Source: Bloomberg, Wells Fargo Investment Institute, December 7, 2018. Copyright ©2018 Bloomberg Finance L.P.  *Rolling returns, calculated on a daily basis. **As measured by standard deviation.  

The moving average looks at the average price of a particular stock (or sector, market or asset class) over a rolling time period which creates a smoothed price trend line, which is an indicator used in technical analysis.  There is no assurance that these movements or trends can or will be duplicated in the future.  Technical analysis is only one approach used to analyze stocks.  The S&P 500 is a market capitalization-weighted index generally considered representative of the US stock market.  An index is unmanaged and not available for direct investment.     

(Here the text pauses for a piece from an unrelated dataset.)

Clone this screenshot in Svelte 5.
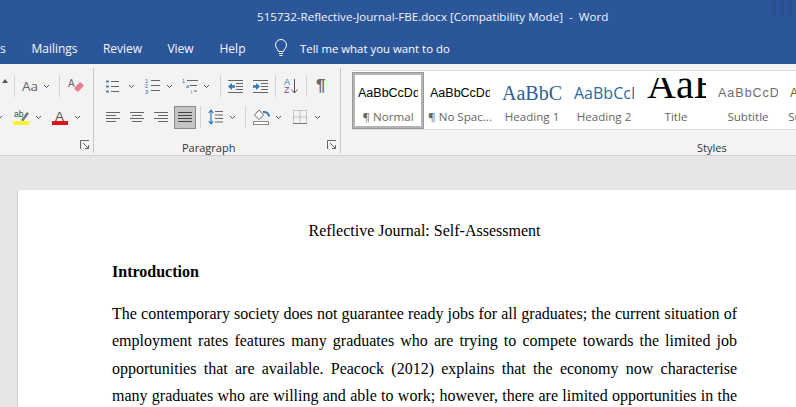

While no indicator is perfect, and we prefer to use a multifaceted approach when assessing the attractiveness of any given market, it is important for investors to be aware of the deteriorating price trends in the equity markets and the headwind they may pose over a shorter time horizon. Overall, we still remain constructive on our outlook for equity markets, much of which is driven by good prospects for continued economic and earnings growth. 

We believe that long-term investors should take advantage of the recent weakness by adding exposure to our favored equity asset classes (U.S. large-cap, U.S. mid-cap, and emerging market equities) and sectors (Financials, Industrials, Health Care, Consumer Discretionary, and Information Technology). In our opinion, now is also a good time for investors to partner with their investment professional and ensure that their investment plan is up to date and includes critical components such as asset allocation, diversification, and rebalancing.